Le passé est souvent présenté comme une période révolue, et le développement comme une priorité pour tous. L’expression « jangan ungkit luka lama » – « ne rouvrez pas les anciennes blessures » – est fréquemment utilisée par les responsables politiques. Cependant, pour beaucoup, ces blessures restent présentes, et leur guérison ne saurait se faire sans dialogue.

Développement et tolérance : des notions porteuses mais parfois restrictives

L’obsession du développement se traduit par des projets d’infrastructures ambitieux, symboles de modernité. Routes, barrages, nouvelles capitales sont présentés comme des progrès, mais ils soulèvent aussi des questions sur leur impact sur les populations locales et l’environnement. Souvent, ces projets se déploient avec peu de consultation, laissant les communautés dans une position d’observateurs plutôt que d’acteurs.

Le mot « tolérance », bien qu’universellement valorisé, peut prendre un sens ambivalent. En Indonésie, il se conjugue parfois avec une attente de réserve de la part des minorités religieuses, des croyances autochtones, des personnes LGBT, ou des défenseurs des droits humains.

Le concept de kerukunan – harmonie entre groupes – est souvent mis en avant, mais il suppose que les revendications se fassent avec discrétion afin de préserver la paix sociale. Le point culminant de ces efforts a été marqué par la visite du pape François en septembre 2024, qui a souligné l'importance du dialogue interreligieux et de la réconciliation dans cette région, contribuant à faire valoir l’Indonésie comme un exemple possible de coexistence à l’échelle mondiale.

Cependant, malgré les célébrations officielles de la paix religieuse, certains groupes font face à des restrictions ou à des menaces, et les autorités encouragent la modération au nom de la stabilité.

Quand la parole devient un acte de résistance

Les mots – unité, tolérance, développement – constituent une grammaire officielle du pouvoir. Ils peuvent être doux en apparence, mais ils organisent parfois une forme d’oubli ou d’effacement. Cette langue du pouvoir, souvent implicite dans ses interdits, fait peser une certaine pression sur ceux qui souhaitent exprimer des réalités difficiles.
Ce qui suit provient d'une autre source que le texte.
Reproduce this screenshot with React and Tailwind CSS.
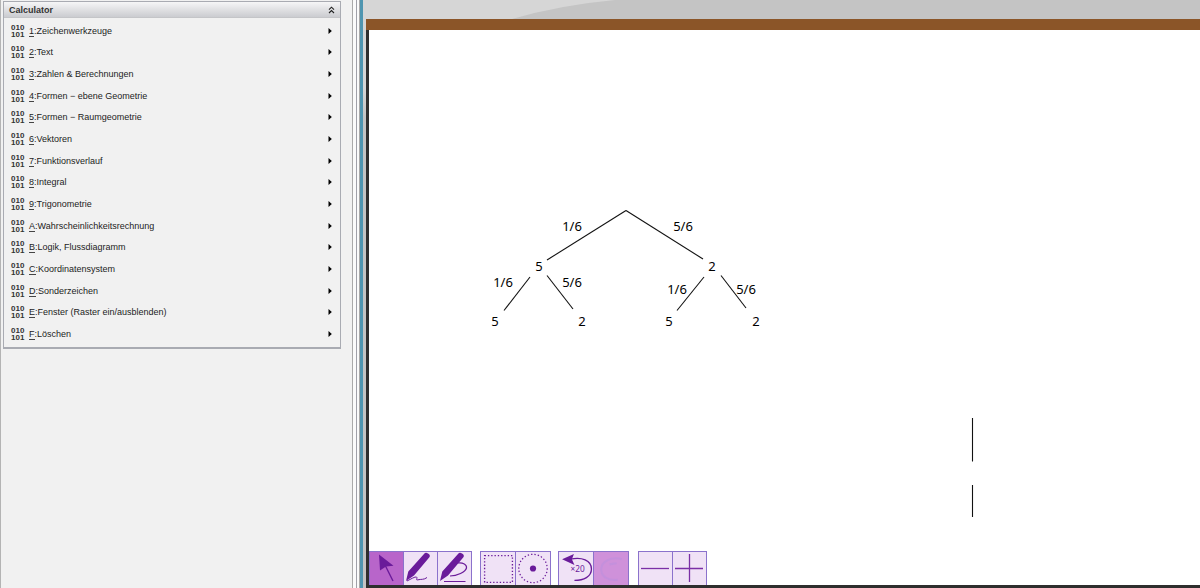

Pourtant, la parole et la mémoire sont vivantes. Au-delà des discours officiels, d’autres récits circulent, dans les chants, les contes, les graffitis, les conversations du quotidien et sur les réseaux sociaux. La mémoire persiste, et les blessures continuent d’exister, alimentant une volonté de reconnaissance.

Peut-être qu’un jour, en Indonésie, des mots porteurs de guérison et de compréhension mutuelle remplaceront ceux qui invitent au silence.